In questo fitto romanzo, che si avvolge a spirale e si proietta altrove, c’è una interminabile rilettura di ciò che esiste che Lobo Antunes ricostruisce all’infinito, spezzetta e amplia moltiplicandolo in insiemi di mondi paralleli. Questo artificio retorico, fatto di continui rimandi e soluzioni, aumenta il vero stimolando nel lettore nuovi quesiti e nuove interpretazioni. Come in Borges, per il quale l’uso delle metafore – “queste segrete simpatie fra i concetti” che traggono dalle parole la loro forza o la loro debolezza – è il dispositivo per diffondere il messaggio letterario, allo stesso modo Lobo Antunes trasforma con la sua scrittura una realtà in un’altra.
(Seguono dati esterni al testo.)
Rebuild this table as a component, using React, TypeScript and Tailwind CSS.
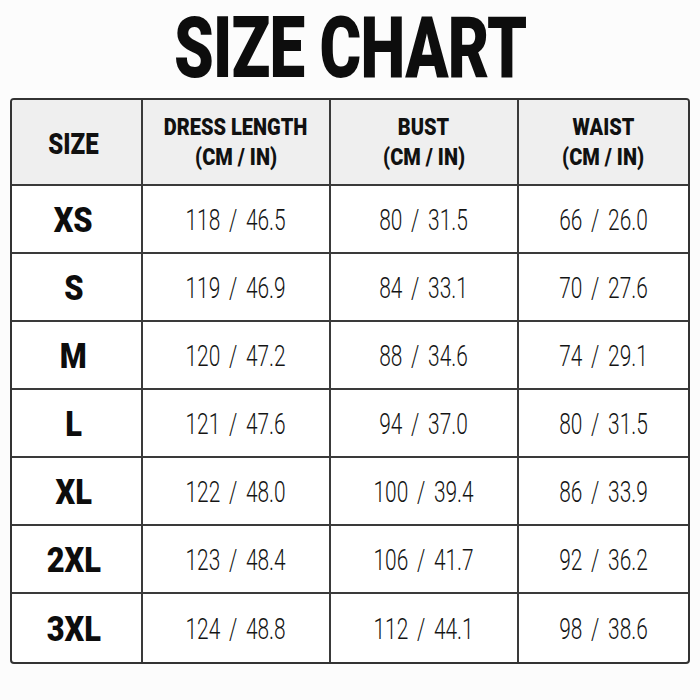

Accade così che i soldati diventano pesci muti in acquari di panno e metallo, bestie in divisa in un luogo inesistente, le strade morte e prive di luce una fiera smessa e Lisbona un luna park di provincia, un circo ambulante installato vicino al fiume. In culo al mondo appare, quindi, non solo come un libro da leggere, ma un vero e proprio nuovo mondo da percepire, conoscere e percorrere. Ma resta una domanda. Come si può convivere con il ricordo dei giorni trascorsi in terra africana, dei compagni salutati a occhi bassi e in fretta, del filo spinato, del silenzio indignato degli scomparsi e delle voci soffocate dei vivi? Forse qualcuno disposto ad ascoltare il rigurgito sofferente di un uomo privo di radici che fluttua anelando un approdo è l’unica consolazione possibile. E resta, pur sempre, un desiderio di vera tenerezza capace di inventare una tangibile pace. È possibile, allora, tornare nella propria città e dimenticare? No. Nulla vale a elaborare il lutto perché nulla riporta indietro dalla abitudine alla morte. Nulla giustifica e nulla vale ad assolversi. Si vorrebbe che i combattimenti, il fascismo, il tempo trascorso con lo sguardo vuoto nelle Terre della Fine del Mondo e la colpa di esservi stati fossero pura immaginazione. Ma così non è. Lobo Antunes ci costringe ad aprire gli occhi sulla arroganza dell’essere umano e su uno dei suoi peggiori limiti, quello di pensarsi al centro dell’universo e credere di poter far valere su tutto e tutti le proprie ragioni, anche con la forza. A noi, se non del tutto privi di sensibilità e coscienza politica e civile, la scelta – come scrive l’autore – di pisciare sulla guerra, sulla viltà e la corruzione o lasciare che sia lei a pisciare su di noi le sue schegge, i suoi spari, la sua meschinità.